Matthew 7:11 ends this same saying of Jesus with, “How much more will your Father in heaven give good things to those who ask him.” Luke gets more specific: “How much more will our Heavenly Father give the Holy Spirit to those who ask him?”
God gives His children the best answers to their prayers. He gives himself. He gave His Son to us on the cross, and he gave His Spirit to us for daily living. He who did not spare his own Son but gave Him up for us all, how will He not—along with Him—give us every good thing?

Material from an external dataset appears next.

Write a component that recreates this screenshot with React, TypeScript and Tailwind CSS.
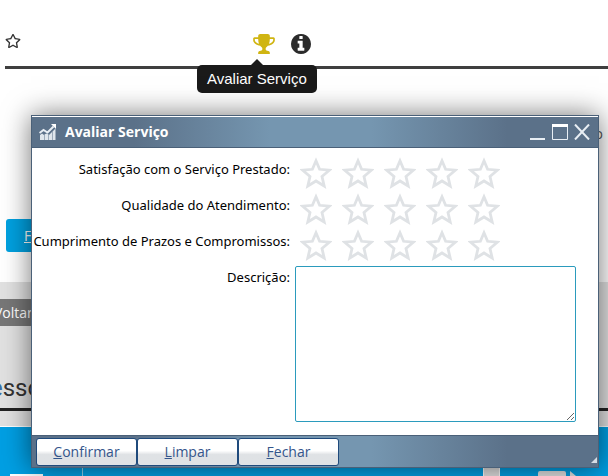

Doubt that the Lord is truly concerned about us can be such a crippling thing for believers. This is why Luke took up his calling to write his Gospel. Despite how often the Lord has heard and answered our prayers, we still imagine that God is unconcerned about us. This feeling can overwhelm believers to the point that they do not pray—or do not pray in faith.
Close:
So, if you would quite easily disturb your friend in an emergency and expect that he would help you, is there then not even more reason to go to the Lord, who neither sleeps nor slumbers (Ps. 121:4)? He cares more for believers than any friend could. Should we then be reluctant to pray? It’s no wonder that the Lord follows this parable with these words: “Ask, and it shall be given you; seek, and you shall find; knock, and it shall be opened unto you.”